- _Aim of the task_
Scan the data below and pick out the lines containing the word "index".

- _Data segment_
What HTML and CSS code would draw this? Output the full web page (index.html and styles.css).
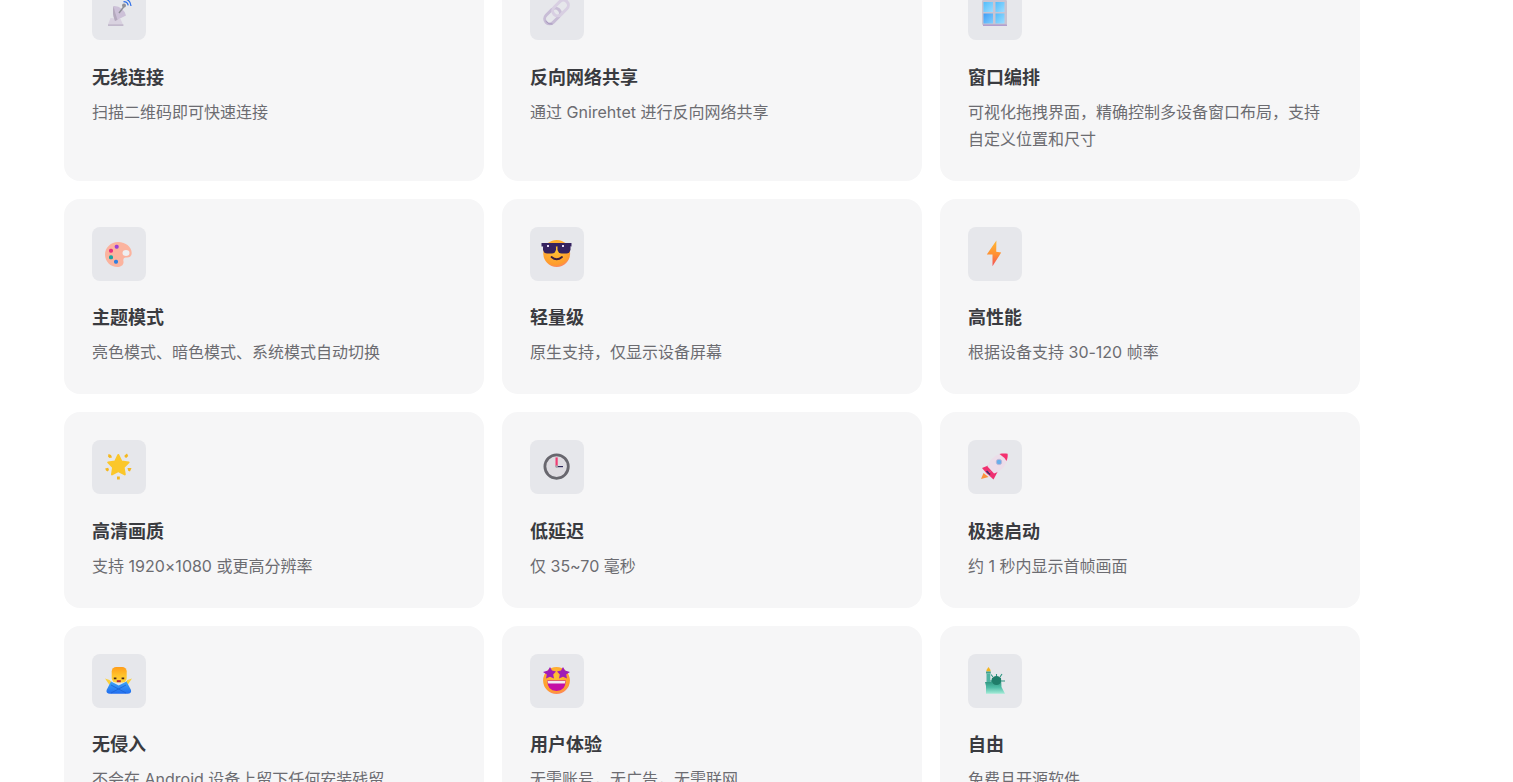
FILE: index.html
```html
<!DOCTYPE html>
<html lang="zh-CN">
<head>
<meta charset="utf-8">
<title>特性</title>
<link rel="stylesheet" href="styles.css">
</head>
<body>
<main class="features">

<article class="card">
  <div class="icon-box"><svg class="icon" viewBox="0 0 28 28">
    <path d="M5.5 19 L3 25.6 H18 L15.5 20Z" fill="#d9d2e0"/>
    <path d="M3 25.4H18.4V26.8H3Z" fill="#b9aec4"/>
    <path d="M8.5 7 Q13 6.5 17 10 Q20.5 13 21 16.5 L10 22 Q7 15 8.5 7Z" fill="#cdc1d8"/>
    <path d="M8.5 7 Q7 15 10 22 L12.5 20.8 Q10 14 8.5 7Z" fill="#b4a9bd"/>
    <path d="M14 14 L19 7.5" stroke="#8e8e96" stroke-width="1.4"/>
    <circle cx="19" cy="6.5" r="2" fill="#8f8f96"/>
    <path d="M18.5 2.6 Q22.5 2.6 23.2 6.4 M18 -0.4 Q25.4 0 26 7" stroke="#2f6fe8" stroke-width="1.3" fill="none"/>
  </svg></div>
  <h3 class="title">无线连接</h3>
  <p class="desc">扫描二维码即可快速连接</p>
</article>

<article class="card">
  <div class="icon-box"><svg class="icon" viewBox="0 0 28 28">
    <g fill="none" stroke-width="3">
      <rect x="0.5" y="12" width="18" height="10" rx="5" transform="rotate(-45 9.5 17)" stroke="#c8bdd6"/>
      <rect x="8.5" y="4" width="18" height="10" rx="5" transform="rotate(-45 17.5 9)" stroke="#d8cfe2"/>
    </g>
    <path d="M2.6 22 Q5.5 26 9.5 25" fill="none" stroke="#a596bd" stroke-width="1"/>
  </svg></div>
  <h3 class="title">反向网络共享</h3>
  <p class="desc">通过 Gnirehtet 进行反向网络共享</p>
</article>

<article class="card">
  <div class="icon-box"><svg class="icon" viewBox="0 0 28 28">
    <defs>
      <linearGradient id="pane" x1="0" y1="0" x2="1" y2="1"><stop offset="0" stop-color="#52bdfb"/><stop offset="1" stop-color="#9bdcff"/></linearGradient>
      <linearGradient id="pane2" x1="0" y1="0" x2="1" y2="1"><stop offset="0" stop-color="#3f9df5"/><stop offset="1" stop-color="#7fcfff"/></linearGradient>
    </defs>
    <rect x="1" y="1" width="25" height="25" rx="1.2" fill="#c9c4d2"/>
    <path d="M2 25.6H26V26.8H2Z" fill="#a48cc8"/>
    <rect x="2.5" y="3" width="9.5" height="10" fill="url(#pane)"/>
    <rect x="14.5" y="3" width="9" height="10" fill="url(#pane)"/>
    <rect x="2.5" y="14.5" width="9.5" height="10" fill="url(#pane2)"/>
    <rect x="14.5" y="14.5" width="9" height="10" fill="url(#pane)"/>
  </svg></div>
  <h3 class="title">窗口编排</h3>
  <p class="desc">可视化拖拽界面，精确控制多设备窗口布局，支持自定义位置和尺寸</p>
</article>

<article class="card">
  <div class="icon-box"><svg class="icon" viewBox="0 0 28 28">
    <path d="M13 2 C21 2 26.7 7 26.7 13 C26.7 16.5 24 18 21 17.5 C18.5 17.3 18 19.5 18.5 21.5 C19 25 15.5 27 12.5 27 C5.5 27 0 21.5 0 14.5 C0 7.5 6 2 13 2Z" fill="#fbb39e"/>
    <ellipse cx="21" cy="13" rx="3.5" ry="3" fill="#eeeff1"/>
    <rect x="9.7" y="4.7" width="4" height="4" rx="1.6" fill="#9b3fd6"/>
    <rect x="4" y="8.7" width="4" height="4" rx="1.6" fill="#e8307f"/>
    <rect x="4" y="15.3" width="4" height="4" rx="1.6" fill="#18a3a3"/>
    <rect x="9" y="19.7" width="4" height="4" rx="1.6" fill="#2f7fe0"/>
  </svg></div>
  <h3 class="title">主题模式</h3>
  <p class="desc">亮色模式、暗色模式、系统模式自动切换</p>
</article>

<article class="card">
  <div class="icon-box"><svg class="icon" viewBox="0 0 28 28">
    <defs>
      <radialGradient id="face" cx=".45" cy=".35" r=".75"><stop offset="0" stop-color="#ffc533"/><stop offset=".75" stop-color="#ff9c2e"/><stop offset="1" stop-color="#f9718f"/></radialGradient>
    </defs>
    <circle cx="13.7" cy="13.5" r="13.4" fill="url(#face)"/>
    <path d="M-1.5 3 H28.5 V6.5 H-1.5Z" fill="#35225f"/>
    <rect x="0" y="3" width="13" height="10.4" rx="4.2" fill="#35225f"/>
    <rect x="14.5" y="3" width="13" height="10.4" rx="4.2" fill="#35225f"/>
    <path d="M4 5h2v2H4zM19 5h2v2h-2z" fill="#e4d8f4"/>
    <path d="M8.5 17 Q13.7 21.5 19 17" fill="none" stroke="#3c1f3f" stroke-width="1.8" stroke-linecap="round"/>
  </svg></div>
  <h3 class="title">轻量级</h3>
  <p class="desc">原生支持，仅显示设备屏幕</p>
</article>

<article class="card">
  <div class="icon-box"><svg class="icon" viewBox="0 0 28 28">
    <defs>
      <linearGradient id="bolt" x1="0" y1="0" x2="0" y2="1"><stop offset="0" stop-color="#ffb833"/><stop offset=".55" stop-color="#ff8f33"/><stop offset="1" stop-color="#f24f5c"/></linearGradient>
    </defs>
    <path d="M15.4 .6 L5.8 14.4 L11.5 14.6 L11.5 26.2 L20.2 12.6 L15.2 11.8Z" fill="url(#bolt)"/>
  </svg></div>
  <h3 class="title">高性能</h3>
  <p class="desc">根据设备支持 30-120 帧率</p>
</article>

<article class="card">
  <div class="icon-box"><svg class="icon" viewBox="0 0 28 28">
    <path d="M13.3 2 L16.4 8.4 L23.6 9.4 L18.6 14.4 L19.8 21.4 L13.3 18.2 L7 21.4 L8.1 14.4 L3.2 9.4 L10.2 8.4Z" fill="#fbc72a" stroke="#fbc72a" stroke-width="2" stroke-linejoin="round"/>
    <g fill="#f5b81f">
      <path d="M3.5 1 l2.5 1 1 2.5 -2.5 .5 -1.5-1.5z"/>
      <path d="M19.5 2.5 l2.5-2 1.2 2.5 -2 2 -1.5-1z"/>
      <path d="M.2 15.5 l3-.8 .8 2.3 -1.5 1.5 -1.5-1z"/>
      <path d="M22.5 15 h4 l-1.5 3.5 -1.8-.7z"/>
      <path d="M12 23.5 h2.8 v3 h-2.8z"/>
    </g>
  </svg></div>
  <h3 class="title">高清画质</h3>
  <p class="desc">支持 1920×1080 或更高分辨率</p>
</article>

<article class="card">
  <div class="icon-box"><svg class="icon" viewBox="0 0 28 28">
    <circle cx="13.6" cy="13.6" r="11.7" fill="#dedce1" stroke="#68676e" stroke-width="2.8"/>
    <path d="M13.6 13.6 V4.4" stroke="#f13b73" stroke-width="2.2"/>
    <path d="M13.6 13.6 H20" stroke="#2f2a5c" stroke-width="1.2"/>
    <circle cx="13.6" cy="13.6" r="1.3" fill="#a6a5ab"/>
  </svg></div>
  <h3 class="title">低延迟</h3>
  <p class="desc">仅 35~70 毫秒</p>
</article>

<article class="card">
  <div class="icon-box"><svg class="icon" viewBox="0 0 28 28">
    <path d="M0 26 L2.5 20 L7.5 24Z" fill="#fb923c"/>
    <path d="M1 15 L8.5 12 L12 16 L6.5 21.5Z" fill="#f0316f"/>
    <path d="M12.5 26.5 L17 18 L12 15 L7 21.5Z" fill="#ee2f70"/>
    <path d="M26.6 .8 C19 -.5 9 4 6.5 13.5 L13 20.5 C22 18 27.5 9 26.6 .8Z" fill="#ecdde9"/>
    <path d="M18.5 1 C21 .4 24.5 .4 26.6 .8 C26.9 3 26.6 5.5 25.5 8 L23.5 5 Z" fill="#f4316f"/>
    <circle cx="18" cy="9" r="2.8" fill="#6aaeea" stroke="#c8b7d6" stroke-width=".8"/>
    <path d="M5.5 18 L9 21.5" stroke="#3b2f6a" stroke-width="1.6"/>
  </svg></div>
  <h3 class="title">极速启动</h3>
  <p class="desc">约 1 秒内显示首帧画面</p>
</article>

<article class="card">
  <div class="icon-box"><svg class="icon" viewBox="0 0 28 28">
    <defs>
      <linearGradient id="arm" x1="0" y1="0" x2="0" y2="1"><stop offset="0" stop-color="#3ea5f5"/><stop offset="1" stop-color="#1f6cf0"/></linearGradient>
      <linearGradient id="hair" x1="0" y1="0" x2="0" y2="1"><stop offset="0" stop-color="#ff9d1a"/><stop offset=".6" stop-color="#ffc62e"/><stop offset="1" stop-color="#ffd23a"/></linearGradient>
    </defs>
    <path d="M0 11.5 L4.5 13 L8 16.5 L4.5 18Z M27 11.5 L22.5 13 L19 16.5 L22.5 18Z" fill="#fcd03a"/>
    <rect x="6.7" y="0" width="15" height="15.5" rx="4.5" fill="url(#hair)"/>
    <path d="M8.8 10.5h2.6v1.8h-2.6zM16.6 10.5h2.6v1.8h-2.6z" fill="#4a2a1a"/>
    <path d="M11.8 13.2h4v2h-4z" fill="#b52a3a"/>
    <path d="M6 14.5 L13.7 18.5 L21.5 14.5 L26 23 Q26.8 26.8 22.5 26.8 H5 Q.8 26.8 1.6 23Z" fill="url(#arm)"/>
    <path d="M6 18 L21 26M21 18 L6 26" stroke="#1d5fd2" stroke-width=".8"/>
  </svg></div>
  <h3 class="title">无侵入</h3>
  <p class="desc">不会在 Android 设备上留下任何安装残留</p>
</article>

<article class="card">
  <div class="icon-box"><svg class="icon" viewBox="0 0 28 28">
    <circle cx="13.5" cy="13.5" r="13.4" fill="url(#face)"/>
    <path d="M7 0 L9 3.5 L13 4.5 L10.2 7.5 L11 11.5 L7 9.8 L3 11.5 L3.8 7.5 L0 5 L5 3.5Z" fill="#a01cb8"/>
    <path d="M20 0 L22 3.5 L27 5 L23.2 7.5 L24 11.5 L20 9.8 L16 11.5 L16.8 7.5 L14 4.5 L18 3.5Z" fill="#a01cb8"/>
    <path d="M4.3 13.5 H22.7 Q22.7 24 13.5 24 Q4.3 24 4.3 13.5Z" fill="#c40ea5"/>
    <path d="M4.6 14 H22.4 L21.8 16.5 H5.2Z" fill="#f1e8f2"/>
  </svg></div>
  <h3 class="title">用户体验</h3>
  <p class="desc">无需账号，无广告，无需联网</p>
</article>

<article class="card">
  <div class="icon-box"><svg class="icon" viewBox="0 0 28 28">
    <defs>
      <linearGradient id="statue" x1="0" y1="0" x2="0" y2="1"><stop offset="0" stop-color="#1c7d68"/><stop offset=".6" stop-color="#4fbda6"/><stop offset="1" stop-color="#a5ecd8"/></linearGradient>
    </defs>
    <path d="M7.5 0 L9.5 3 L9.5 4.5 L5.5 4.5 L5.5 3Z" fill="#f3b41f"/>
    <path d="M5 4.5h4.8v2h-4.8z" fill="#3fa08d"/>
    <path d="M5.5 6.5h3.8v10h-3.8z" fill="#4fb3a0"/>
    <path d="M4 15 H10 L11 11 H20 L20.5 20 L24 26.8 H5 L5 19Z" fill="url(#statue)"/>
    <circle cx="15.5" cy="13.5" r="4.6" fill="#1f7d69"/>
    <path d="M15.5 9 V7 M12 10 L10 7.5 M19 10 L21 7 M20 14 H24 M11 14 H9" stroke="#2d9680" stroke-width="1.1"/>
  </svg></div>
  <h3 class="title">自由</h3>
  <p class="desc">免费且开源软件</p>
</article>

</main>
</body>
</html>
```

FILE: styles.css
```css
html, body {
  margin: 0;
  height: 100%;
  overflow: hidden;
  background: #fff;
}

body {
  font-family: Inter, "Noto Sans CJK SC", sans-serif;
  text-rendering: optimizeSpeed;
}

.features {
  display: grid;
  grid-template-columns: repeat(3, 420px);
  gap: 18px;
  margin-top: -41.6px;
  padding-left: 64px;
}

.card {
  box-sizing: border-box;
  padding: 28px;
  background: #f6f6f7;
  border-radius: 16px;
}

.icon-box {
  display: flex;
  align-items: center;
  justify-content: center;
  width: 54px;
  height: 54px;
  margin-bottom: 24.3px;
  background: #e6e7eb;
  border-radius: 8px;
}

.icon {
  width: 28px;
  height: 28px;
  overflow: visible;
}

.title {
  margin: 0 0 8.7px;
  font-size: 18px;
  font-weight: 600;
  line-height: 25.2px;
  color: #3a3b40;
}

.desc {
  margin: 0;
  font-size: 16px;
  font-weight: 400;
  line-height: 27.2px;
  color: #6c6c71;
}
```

- _Answer below_
What HTML and CSS code would draw this? Output the full web page (index.html and styles.css).
FILE: index.html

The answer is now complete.